While Peter Howell of the Toronto Star wrote, “In adapting Francis Veber’s 1998 French farce Le Dîner des cons (The Dinner Game), Roach and his writers David Guion and Michael Handelman have completely defanged it.”

The Last Exorcism
Starring: Patrick Fabian, Ashley Bell, Iris Bahr, Louis Herthum, Caleb Jones, Tony Bentley, John Wright
Director: Daniel Stamm

Director Daniel Stamm’s The Last Exorcism follows Reverend Cotton Marcus, played by Patrick Fabian, as he plans the final exorcism of his career while bringing along a documentary crew to film the event.

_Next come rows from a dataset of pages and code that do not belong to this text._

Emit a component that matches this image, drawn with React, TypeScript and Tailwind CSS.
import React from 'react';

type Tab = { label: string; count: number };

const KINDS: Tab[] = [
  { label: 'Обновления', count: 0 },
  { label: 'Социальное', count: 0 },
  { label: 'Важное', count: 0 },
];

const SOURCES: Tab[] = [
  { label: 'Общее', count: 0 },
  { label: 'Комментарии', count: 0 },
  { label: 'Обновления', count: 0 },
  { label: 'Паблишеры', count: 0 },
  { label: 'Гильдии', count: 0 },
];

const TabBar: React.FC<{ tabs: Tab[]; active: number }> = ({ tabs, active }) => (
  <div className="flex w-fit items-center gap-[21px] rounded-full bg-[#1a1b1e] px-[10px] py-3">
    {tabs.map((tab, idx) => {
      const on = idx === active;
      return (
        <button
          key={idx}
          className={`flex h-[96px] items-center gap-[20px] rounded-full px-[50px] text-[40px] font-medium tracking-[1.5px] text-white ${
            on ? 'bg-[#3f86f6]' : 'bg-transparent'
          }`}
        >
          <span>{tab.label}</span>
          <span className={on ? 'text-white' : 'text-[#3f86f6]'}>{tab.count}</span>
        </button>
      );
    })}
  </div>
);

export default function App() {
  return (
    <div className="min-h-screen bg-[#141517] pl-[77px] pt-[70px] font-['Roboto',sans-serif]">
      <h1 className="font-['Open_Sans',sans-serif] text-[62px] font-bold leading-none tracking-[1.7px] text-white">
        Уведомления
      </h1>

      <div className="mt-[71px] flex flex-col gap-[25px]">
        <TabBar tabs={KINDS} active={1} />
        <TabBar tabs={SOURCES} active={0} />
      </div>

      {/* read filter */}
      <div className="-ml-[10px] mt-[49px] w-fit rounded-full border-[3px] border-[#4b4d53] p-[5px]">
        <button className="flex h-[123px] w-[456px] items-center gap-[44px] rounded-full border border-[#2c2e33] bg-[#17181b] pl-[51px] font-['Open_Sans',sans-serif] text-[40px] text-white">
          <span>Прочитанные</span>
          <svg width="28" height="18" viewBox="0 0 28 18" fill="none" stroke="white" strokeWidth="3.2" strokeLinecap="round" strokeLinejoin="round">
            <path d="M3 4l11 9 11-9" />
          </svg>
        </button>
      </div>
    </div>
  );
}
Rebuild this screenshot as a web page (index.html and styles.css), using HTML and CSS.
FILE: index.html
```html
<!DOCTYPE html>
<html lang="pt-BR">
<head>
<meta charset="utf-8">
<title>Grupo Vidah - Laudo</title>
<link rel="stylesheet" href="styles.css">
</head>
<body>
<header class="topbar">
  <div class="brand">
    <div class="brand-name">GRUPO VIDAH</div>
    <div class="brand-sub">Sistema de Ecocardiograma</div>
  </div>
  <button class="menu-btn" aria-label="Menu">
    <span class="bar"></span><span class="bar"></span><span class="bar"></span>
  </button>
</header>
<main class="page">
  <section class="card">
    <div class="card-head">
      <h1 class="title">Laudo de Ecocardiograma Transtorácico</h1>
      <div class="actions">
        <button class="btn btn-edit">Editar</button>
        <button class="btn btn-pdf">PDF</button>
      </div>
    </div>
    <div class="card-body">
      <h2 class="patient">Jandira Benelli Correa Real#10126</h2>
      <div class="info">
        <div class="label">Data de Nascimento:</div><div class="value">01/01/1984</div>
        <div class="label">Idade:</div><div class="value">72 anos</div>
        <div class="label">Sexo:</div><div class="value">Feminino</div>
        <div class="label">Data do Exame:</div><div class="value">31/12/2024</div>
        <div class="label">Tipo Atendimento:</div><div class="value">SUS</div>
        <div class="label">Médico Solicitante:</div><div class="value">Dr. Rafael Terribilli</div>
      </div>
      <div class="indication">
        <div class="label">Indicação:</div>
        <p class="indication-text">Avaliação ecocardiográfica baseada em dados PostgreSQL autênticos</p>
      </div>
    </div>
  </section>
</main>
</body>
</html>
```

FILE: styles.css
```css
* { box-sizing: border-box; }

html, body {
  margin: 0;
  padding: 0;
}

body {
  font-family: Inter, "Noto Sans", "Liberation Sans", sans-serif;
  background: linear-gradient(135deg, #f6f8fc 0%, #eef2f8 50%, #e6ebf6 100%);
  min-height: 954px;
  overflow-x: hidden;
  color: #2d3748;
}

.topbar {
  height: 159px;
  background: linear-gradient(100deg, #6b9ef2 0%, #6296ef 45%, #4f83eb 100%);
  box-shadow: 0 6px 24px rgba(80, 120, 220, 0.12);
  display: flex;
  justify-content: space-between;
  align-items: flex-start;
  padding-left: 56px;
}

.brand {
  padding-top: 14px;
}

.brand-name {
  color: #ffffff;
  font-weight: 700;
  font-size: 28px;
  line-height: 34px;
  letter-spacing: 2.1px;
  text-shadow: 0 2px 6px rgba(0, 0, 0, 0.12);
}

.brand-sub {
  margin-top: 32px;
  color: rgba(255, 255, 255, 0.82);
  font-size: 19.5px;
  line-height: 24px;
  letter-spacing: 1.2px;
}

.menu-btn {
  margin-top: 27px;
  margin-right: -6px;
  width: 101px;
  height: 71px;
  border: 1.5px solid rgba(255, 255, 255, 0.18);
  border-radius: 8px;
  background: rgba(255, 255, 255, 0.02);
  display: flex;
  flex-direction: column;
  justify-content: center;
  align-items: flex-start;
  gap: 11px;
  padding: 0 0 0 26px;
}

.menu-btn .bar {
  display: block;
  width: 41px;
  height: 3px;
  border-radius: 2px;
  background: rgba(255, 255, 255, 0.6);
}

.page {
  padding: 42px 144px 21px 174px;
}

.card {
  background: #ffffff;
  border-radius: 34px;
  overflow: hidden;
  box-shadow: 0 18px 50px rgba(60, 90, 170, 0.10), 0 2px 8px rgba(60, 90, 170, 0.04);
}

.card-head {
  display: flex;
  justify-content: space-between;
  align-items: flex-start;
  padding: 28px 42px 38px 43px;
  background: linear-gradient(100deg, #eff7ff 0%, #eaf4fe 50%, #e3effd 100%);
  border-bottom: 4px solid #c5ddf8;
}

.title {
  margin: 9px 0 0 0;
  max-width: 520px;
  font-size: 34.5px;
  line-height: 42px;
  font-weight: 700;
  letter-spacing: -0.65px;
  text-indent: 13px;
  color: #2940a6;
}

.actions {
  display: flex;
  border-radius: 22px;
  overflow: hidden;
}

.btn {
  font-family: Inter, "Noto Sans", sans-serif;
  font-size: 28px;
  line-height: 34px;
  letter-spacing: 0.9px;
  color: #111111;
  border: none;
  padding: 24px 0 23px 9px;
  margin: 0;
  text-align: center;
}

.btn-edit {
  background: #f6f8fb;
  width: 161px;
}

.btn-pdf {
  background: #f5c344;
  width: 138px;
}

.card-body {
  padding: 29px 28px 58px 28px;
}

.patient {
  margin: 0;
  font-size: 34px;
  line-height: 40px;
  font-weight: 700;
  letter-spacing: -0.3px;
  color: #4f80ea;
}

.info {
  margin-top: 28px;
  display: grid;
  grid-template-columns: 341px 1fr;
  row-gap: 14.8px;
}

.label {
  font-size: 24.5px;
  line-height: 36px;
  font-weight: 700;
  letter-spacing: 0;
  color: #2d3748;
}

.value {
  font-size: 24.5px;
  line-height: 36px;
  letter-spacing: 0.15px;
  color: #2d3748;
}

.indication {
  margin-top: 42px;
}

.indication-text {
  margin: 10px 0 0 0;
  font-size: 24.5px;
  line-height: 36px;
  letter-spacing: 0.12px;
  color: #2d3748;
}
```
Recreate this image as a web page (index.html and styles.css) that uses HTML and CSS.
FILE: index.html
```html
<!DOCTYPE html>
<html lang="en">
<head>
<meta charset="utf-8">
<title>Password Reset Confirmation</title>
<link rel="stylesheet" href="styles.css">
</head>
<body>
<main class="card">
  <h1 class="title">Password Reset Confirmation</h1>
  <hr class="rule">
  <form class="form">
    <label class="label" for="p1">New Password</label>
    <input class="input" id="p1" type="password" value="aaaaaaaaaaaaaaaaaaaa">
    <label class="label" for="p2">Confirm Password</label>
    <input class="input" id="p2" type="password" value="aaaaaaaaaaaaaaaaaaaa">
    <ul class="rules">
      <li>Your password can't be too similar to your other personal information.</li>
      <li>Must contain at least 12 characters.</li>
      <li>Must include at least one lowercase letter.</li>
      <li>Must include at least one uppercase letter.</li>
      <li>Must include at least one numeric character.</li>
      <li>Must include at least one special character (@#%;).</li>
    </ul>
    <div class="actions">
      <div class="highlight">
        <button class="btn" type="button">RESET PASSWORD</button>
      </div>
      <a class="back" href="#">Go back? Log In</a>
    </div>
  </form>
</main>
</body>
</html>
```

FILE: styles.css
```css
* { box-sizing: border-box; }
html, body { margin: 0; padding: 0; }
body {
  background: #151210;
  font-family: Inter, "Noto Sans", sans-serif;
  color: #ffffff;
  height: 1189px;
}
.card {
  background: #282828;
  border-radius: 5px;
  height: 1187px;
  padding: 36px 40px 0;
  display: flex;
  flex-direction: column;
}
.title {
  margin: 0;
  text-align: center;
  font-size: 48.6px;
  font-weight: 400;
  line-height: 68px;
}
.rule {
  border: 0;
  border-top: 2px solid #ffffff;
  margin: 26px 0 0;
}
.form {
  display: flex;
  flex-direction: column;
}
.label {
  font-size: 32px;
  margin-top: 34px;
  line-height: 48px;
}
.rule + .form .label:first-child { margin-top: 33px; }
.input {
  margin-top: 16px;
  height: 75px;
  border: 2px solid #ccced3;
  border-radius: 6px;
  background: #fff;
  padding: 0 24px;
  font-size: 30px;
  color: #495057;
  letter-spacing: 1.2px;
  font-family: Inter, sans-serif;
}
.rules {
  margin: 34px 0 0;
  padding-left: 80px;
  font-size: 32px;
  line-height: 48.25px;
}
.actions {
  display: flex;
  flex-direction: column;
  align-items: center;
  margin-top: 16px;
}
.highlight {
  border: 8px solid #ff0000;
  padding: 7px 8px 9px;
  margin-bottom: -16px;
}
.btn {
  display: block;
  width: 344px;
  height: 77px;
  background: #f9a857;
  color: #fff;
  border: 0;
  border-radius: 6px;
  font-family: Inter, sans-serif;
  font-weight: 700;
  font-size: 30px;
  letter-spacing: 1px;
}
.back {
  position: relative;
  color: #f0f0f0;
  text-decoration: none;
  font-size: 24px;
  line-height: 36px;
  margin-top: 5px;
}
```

Although the reverend thinks the exorcism will be another useless visitation to a crazed religious fanatic, he plans to confess how he has ripped off the faithful over the years. Little does he know though that he’s about to face true evil in the face of the young Nell, played by Ashley Bell.

Earning respectable praise from a number of critics, The Last Exorcism looks like it might have more than a little in common with the recent reality-inspired film Paranormal Activity, but the majority of critics say it’s just not as scary.

Jesse Singal of the Boston Globe wrote, “It’s like director Daniel Stamm and his crew realized they were treading awfully close to making a film with real depth and edge that horror audiences might hate, and they just couldn’t pull the trigger”

Backing that idea up, John Anderson of Variety pointed out, “The Last Exorcism makes first-rate use of religious doubt and religious extremism to concoct a novel horror-thriller clever enough to seduce unbelievers while satisfying the bloodlust of its congregation/fanbase.”